We have a choice: either we can believe that the British state is peculiarly immune to tyrannical instincts that are beginning to show in this government or we can now start to oppose what is going on. We have a very short time to save our society from this nightmare, as has been made clear by Sir Ken Macdonald, the former DPP, Dame Stella Rimington, the former head of MI5, and the House of Lord constitutional committee.

Source

I've skimmed the report, it does mention trust as being vital and the big issue now is that trust in the government and its agents is low, nobody trusts that bunch of lying, money grabbing fuckwits.
 
Spookdaddy said:
river_styx said:
Suddenly we're living in a world that is populated by a global terrorist network that doesn't seem capable of equaling the IRA campaign of the eighties and early nineties?

I don't disagree with the idea that the whole thing has been over hyped for political reasons but I don't think you can use the IRA and its campaigns as a datum.The IRA was a relatively small organisation with definite aims regarding a very specific geographical and political area.
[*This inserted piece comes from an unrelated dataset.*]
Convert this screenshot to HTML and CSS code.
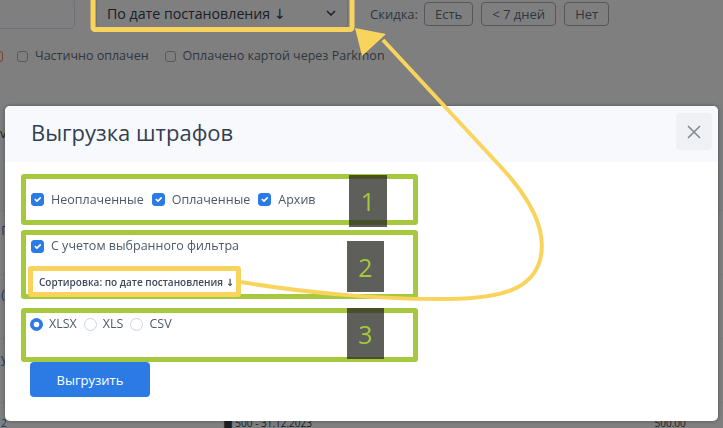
FILE: index.html
```html
<!DOCTYPE html>
<html lang="ru">
<head>
    <meta charset="UTF-8">
    <meta name="viewport" content="width=device-width, initial-scale=1.0">
    <title>Штрафы</title>
    <link rel="stylesheet" href="styles.css">
</head>
<body>
    <div class="page">
        <div class="toolbar">
            <div class="search"></div>
            <div class="sort-select">
                <span>По дате постановления ↓</span>
                <svg width="10" height="6" viewBox="0 0 10 6"><polyline points="1,1 5,5 9,1" fill="none" stroke="#344050" stroke-width="1.5"/></svg>
            </div>
            <div class="discount">
                <span class="discount-label">Скидка:</span>
                <button class="btn-outline">Есть</button>
                <button class="btn-outline">&lt; 7 дней</button>
                <button class="btn-outline">Нет</button>
            </div>
        </div>
        <div class="filters">
            <span class="box box-orange"></span>
            <label class="filter"><span class="box"></span>Частично оплачен</label>
            <label class="filter"><span class="box"></span>Оплачено картой через Parkmon</label>
        </div>
        <div class="table">
            <div class="table-head">v</div>
            <div class="table-row"><span class="cell-first">Г</span></div>
            <div class="table-row"><span class="cell-first">(</span></div>
            <div class="table-row"><span class="cell-first">у</span></div>
            <div class="table-row table-row-last">
                <span class="cell-first">2</span>
                <span class="cell-mid">■ 500 - 31.12.2023</span>
                <span class="cell-sum">500.00</span>
            </div>
        </div>
    </div>

    <div class="overlay">
        <div class="modal">
            <div class="modal-header">
                <h2 class="modal-title">Выгрузка штрафов</h2>
                <button class="btn-close">
                    <svg width="14" height="14" viewBox="0 0 14 14"><path d="M1 1L13 13M13 1L1 13" stroke="#858a92" stroke-width="1.6"/></svg>
                </button>
            </div>
            <div class="modal-body">
                <div class="group group-status">
                    <label class="check"><input type="checkbox" checked>Неоплаченные</label>
                    <label class="check"><input type="checkbox" checked>Оплаченные</label>
                    <label class="check"><input type="checkbox" checked>Архив</label>
                    <span class="mark mark-1">1</span>
                </div>
                <div class="group group-filter">
                    <label class="check"><input type="checkbox" checked>С учетом выбранного фильтра</label>
                    <div class="sort-note">Сортировка: по дате постановления ↓</div>
                    <span class="mark mark-2">2</span>
                </div>
                <div class="group group-format">
                    <label class="radio"><input type="radio" name="format" checked>XLSX</label>
                    <label class="radio"><input type="radio" name="format">XLS</label>
                    <label class="radio"><input type="radio" name="format">CSV</label>
                    <span class="mark mark-3">3</span>
                </div>
                <button class="btn-primary">Выгрузить</button>
            </div>
        </div>
    </div>

    <svg class="annotations" width="723" height="428" viewBox="0 0 723 428">
        <rect x="93" y="-3" width="259" height="32.5" rx="2" fill="none" stroke="#f9d45c" stroke-width="5"/>
        <path d="M383 40 L500 166 C530 198 548 230 540 260 C532 288 505 298 450 299 C380 300 300 292 241 282" fill="none" stroke="#f9d45c" stroke-width="4"/>
        <polygon points="355,28 386,34 362,56" fill="#f9d45c"/>
    </svg>
</body>
</html>
```

FILE: styles.css
```css
* {
    box-sizing: border-box;
}

body {
    margin: 0;
    width: 723px;
    height: 428px;
    overflow: hidden;
    background: #fff;
    font-family: 'Open Sans', 'DejaVu Sans', sans-serif;
    color: #5e6e82;
}

/* page behind the modal */
.page {
    height: 428px;
    overflow: hidden;
}

.toolbar {
    display: flex;
    align-items: flex-start;
    margin-top: -2px;
}

.search {
    width: 85px;
    height: 31px;
    margin-left: -10px;
    border: 1px solid #d8e2ef;
    border-radius: 5px;
}

.sort-select {
    width: 252px;
    height: 30px;
    margin-left: 21px;
    padding: 0 11px 0 10px;
    border: 1px solid #d8e2ef;
    border-radius: 4px;
    display: flex;
    align-items: center;
    justify-content: space-between;
    font-size: 14.2px;
    color: #344050;
}

.discount {
    display: flex;
    align-items: center;
    margin-left: 22px;
    margin-top: 4px;
}

.discount-label {
    font-size: 13px;
    margin-right: 6px;
}

.btn-outline {
    height: 24px;
    padding: 0 10px;
    margin-right: 8px;
    border: 1px solid #a9aeb6;
    border-radius: 4px;
    background: transparent;
    font-family: inherit;
    font-size: 13px;
    color: #5e6e82;
}

.filters {
    display: flex;
    align-items: center;
    margin-top: 19px;
    font-size: 12.5px;
    line-height: 16px;
}

.box {
    width: 11px;
    height: 11px;
    margin-right: 7px;
    border: 1px solid #aab3bf;
    border-radius: 3px;
    background: #fff;
}

.box-orange {
    margin-left: -8px;
    margin-right: 14px;
    border-color: #f5803e;
}

.filter {
    display: flex;
    align-items: center;
    margin-right: 16px;
}

.table {
    margin-top: 46px;
    font-size: 13px;
}

.table-head {
    height: 101px;
    padding-top: 14px;
    background: #f9fafd;
    border-bottom: 1px solid #edf2f9;
    color: #344050;
}

.table-row {
    height: 64px;
    padding-top: 10px;
    border-bottom: 1px solid #edf2f9;
}

.table-row-last {
    height: 25px;
    padding-top: 15px;
    border-bottom: 0;
    font-size: 10px;
    line-height: 10px;
}

.cell-first {
    padding-left: 1px;
    color: #2c7be5;
}

.cell-mid {
    margin-left: 214px;
    color: #344050;
}

.cell-sum {
    margin-left: 340px;
    color: #344050;
}

/* modal */
.overlay {
    position: fixed;
    inset: 0;
    padding: 106px 5px 0;
    background: rgba(0, 0, 0, 0.5);
}

.modal {
    background: #fff;
    border-radius: 5px;
    box-shadow: 0 0 4px rgba(0, 0, 0, 0.35);
    overflow: hidden;
}

.modal-header {
    height: 56px;
    padding: 0 6px 0 26px;
    display: flex;
    justify-content: space-between;
    align-items: flex-start;
    background: #f8f9fd;
}

.modal-title {
    margin: 0;
    font-size: 22px;
    font-weight: 400;
    line-height: 52px;
    color: #344050;
}

.btn-close {
    width: 36px;
    height: 37px;
    margin-top: 7px;
    border: 0;
    border-radius: 4px;
    background: #eff1f5;
    display: flex;
    align-items: center;
    justify-content: center;
}

.modal-body {
    padding: 12px 16px 24px;
}

.group {
    position: relative;
    width: 397px;
    border: 5px solid #a5c83e;
    border-radius: 3px;
    display: flex;
}

.group-status {
    height: 51px;
    padding: 0 5px;
    margin-bottom: 5px;
    align-items: center;
}

.group-filter {
    padding: 2px 5px 0;
    margin-bottom: 9px;
    flex-direction: column;
    align-items: flex-start;
}

.group-format {
    height: 54px;
    padding: 2px 4px 0;
    align-items: flex-start;
}

.check, .radio {
    display: flex;
    align-items: center;
    gap: 7px;
    margin-right: 8px;
    font-size: 12.5px;
    line-height: 18px;
    color: #4d5969;
}

.radio {
    gap: 6px;
    margin-right: 7px;
}

.check input, .radio input {
    appearance: none;
    width: 13px;
    height: 13px;
    margin: 0;
    border: 1px solid #c8d3e0;
    background: #fff no-repeat center / contain;
}

.check input {
    border-radius: 3px;
}

.radio input {
    border-radius: 50%;
}

.check input:checked {
    border-color: #2c7be5;
    background-color: #2c7be5;
    background-image: url("data:image/svg+xml,%3csvg xmlns='http://www.w3.org/2000/svg' viewBox='0 0 20 20'%3e%3cpath fill='none' stroke='%23fff' stroke-linecap='round' stroke-linejoin='round' stroke-width='3' d='m6 10 3 3 6-6'/%3e%3c/svg%3e");
}

.radio input:checked {
    border-color: #2c7be5;
    background-color: #2c7be5;
    background-image: url("data:image/svg+xml,%3csvg xmlns='http://www.w3.org/2000/svg' viewBox='-4 -4 8 8'%3e%3ccircle r='2' fill='%23fff'/%3e%3c/svg%3e");
}

.sort-note {
    width: 213px;
    height: 31px;
    margin: 11px 0 -3px -3px;
    padding: 0 6px;
    border: 5px solid #f9d45c;
    border-radius: 3px;
    display: flex;
    align-items: center;
    font-size: 10px;
    font-weight: 600;
    color: #3e4a5b;
    white-space: nowrap;
}

.mark {
    position: absolute;
    width: 37px;
    height: 51px;
    display: flex;
    align-items: center;
    justify-content: center;
    background: rgba(40, 40, 36, 0.75);
    font-size: 25px;
    color: #a5c83e;
}

.mark-1 { left: 323px; top: -4px; width: 38px; height: 52px; }
.mark-2 { left: 321px; top: 6px; }
.mark-3 { left: 321px; top: -5px; }

.btn-primary {
    width: 120px;
    height: 35px;
    margin-left: 9px;
    border: 0;
    border-radius: 4px;
    background: #2c7be5;
    font-family: inherit;
    font-size: 13px;
    color: #fff;
}

/* annotation arrow and frame */
.annotations {
    position: fixed;
    top: 0;
    left: 0;
    pointer-events: none;
}
```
It had a geographically concentrated power base and was organised on strict military principles with recognisable chains of command. Similarly it's main target was both obvious and only next door. It was the limited nature of it's aims and proximity to its target that made the IRA so effective.

Wildfire terrorism, as promoted by neo-Nazi groups in the US in the 80's and 90's, is in one way more frightening, because it's targets are incredibly disparate and it's actual aims vague. However, although psychologically powerful, it tends to be less effective in reality because the lack of structure makes the transference of materiel and experience, more haphazard. The present conflict is far closer to this in style and execution.

So, although I completely agree that there has been a tendency to exaggerate the threat for political reasons I don't think that the fact that bombs aren't going of very other week is any indication of the fact that there is no threat at all. The boy who cried wolf got his come-uppance but that doesn't mean you can file wolf next to unicorn.

I never said there was no threat at all. I was trying to point out that given the size of the threat there has been relatively little in the way of actual terror. Apart from a few worldwide events, which could quite easily have also happened via natural catastrophy (WHICH I'M NOT SAYING THEY WERE).

The reason I chose the IRA is simply because, like most others I imagine, they are the only terrorist organisation I've had any kind of experience of.